For an audience at Johnson County Community College that included Republican and Democratic state legislators, Sutton said the Catholic Church instilled in him a belief that all life was sacred. This piece of religious instruction most often is expressed by politicians when debating whether the state should end access to abortion, he said. But, he added, politicians had a tendency to justify the punishment of death by placing a qualifier on their pro-life view.
“I treat life as sacred. That means when it’s young and cute and cuddly. Absolutely. That means when it’s old. Sure. That means when it is ugly and sick. Yeah. And, that means when it does tremendously heinous things,” he said.
‘Treated with dignity’
Death penalty opponents who took part in the forum included Nan Tolson, director of Texas Conservatives Concerned About the Death Penalty, and Krisanne Vaillancourt Murphy, executive director of the Catholic Mobilizing Network.
Tolson, who worked for Republican Texas Gov. Greg Abbott, said the Texas organization dedicated to ending capital punishment was founded in 2013. It has granted political and social conservatives a safe place to consider how the death penalty intersected with their principles and values, she said.
“More and more conservatives are recognizing that the death penalty is incompatible with pro-life values,” she said. “We have a moral obligation to respect all life, whether innocent or guilty.”

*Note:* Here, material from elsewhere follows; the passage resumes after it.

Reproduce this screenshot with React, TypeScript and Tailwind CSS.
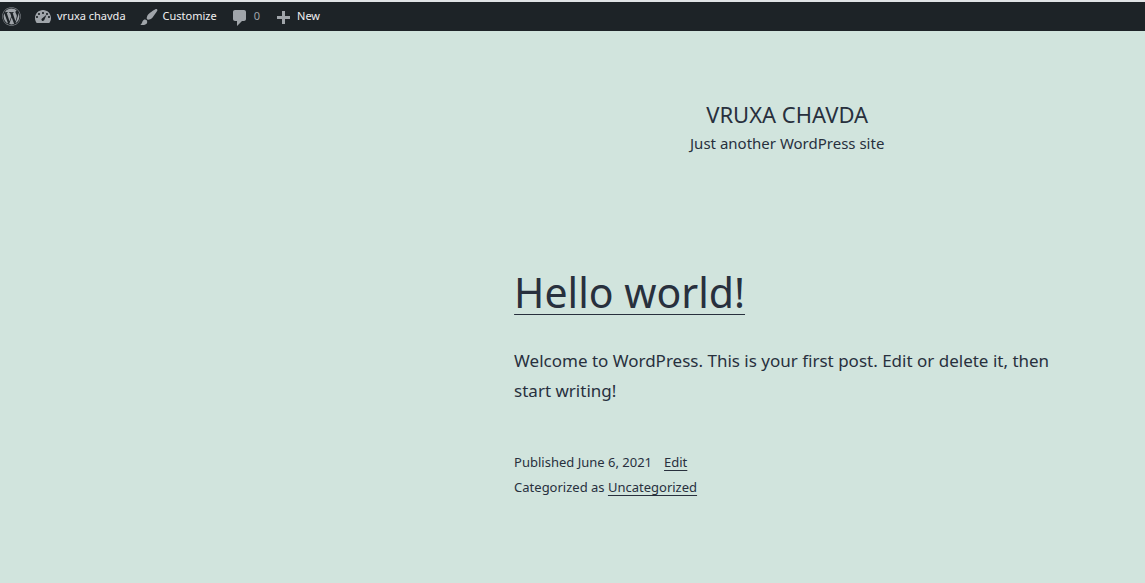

She said the death penalty was regrettably viewed as a liberal or progressive issue, but it was folly to put a partisan label on a topic everyone should care about deeply. She said, so far, 17 death penalty exonerations had occurred in Texas.
“Those are the just the ones that we have caught, and there’s strong evidence that many states have actually executed people that were innocent,” Tolson said.
She said defenders of capital punishment argued removal of the ultimate penalty undermined law enforcement. In response, she said, death penalty critics should insist that abolition of the death penalty was a tough-on-crime position.
“Lean into that messaging a little bit and say, ‘We’re so proud to be tough on crime that we’re willing to look critically at our justice system and be able to recognize when things are working and when things are not,’ ” Tolson said.
Murphy, executive director of the national Catholic organization working to dismantle capital punishment, said the reform process required education, advocacy and prayer. The goal should be to replace sentences of death with restorative justice that brought healing to perpetrators and victims, she said.
“We believe that, no matter the harm someone has caused or suffered, they deserve to be treated with dignity,” Murphy said. “Core to our faith understanding is that God has bestowed a sacred dignity on each and every person.”
She said surveys of Catholics revealed that young adults in their 20s were more likely to be consistent in application of a “life ethic” and that could help move America away from capital punishment.
“I think they are the generation that’s going to help end the death penalty,” she said.
Budget ‘black hole’
The closest Kansas came in the past 15 years to repeal of capital punishment was a 20-20 vote in the Kansas Senate in 2010. Senators deadlocked on a bill that would have replaced death sentences with life in prison without a chance at parole.
Donna Schneweis, chair of the Kansas Coalition Against the Death Penalty, said bills in the Senate and House introduced during 2025 would remain in play during the 2026 session. House Bill 2272 and Senate Bill 245 would abolish the death penalty for crimes committed after July 1, 2025. The capital murder statute would be replaced by a new crime of aggravated murder, which would have a sentence of imprisonment for life without parole.
However, Schneweis said, neither the House nor Senate judiciary committees held hearings on the legislation during the the 2025 session.
Sutton said members of the Legislature should consider issues beyond personal faith. He said application of capital punishment created a “fiscal black hole,” because a Kansas death penalty case might cost three to four times more than a typical murder case.
The Kansas State Board of Indigents’ Defense Services estimated the potential savings of not handling new death-penalty-eligible cases could reach $5 million annually.
“From a fiscal standpoint, this thing is a nonstarter,” Sutton said. “We spend money. We achieve absolutely nothing.”
He also fretted about the enormous power entrusted to district and county attorneys to fairly make use of death penalty statutes. He said prosecutors were filing capital charges to entice defendants to take guilty pleas in a quest to save time and money.
“Justice should be steering this process, not leverage. The death penalty is leverage for the justice system. And that’s backward,” Sutton said.